My understanding is large gobs of grout can harden in drains. If you're talking about just dirty water that was used for the final grout clean-up you'd probably be fine, but why take a chance. I don't like dumping any potential problems down the drain.
I'm no expert, but I've always dumped any grout water outside.


----------



## cibula11

Blondesense said:


> My understanding is large gobs of grout can harden in drains. If you're talking about just dirty water that was used for the final grout clean-up you'd probably be fine, but why take a chance. I don't like dumping any potential problems down the drain.
> I'm no expert, but I've always dumped any grout water outside.


I'm with you. Why take the chance if you can dump it outside?


----------



## darsunt

Where to dump it?
Your not supposed to dump it in the street drains (but I do if I can get away with it)
The grass where the waste grout water was dumped looks fine. Should you dump it on the lawn?


----------



## joecaption

Not going to harm the lawn.


----------



## oh'mike

Not going to hurt the grass-----never dump any grout slush down any drain---ever--

what else would you do with the wash water?


----------



## concretemasonry

There is a common phrase that says "dilution is the solution to pollution" if it is controlled and it is used in many sewerage/water treatment plants. The key items are the reduction of solids(clods or clogs) that impair drainage and treatment efficiency if it flows to a treatment system or plant (usually an old combined storm/sanitary system). That is a big and very costly item.

There are situations where alkaline (lime based) discharges can be beneficial to sewerage treatment plants and may not be objectionable in storm water systems and the addition of lime to lawns is permitted.

Dick


----------



## robertBny

I agree with most posts here. Never dump the grout water down the drain because that water contains grout in it and could harden in the drain and cause a major headache. 

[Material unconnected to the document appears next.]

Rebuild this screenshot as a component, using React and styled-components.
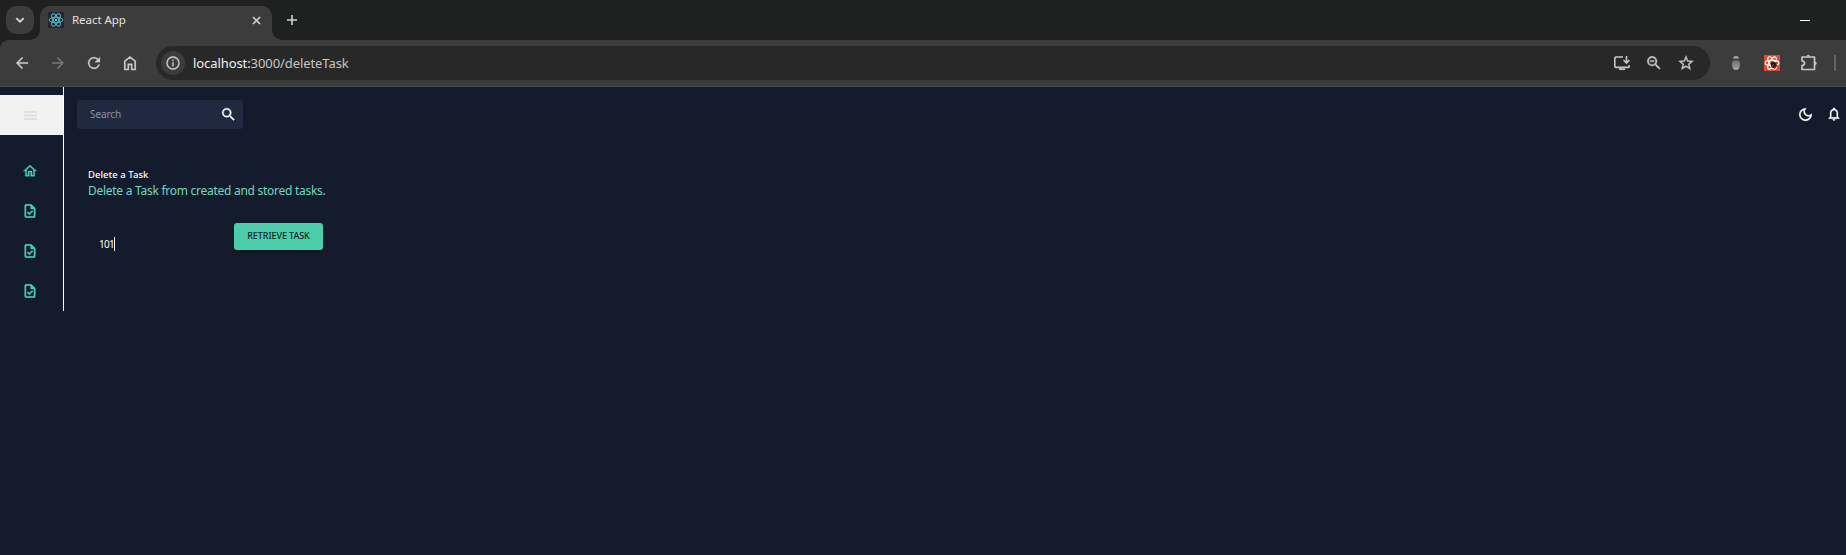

I've done quite a few tile jobs and I usually just find a spot in the backyard, usually behind a shed or something to that nature to dump my grout water. It doesn't harm vegetation however I don't like just dumping it right in front of where my customer can see it in plain sight. From experience though after the first good rainfall any residue is mostly washed away.


----------



## Maintenance 6

I once saw a tile contractor made responsible to replumb the waste lines in a commercial building when his crew washed grout and tile tools off in the sinks. When the plumber cut the drain lines apart, they were 3/4 full of hardened grout. The owner wouldn't accept a patch, so they had to take the lines apart the whole way back until there was no evidence of blockage.............. A different tile crew finished that job. :laughing:


----------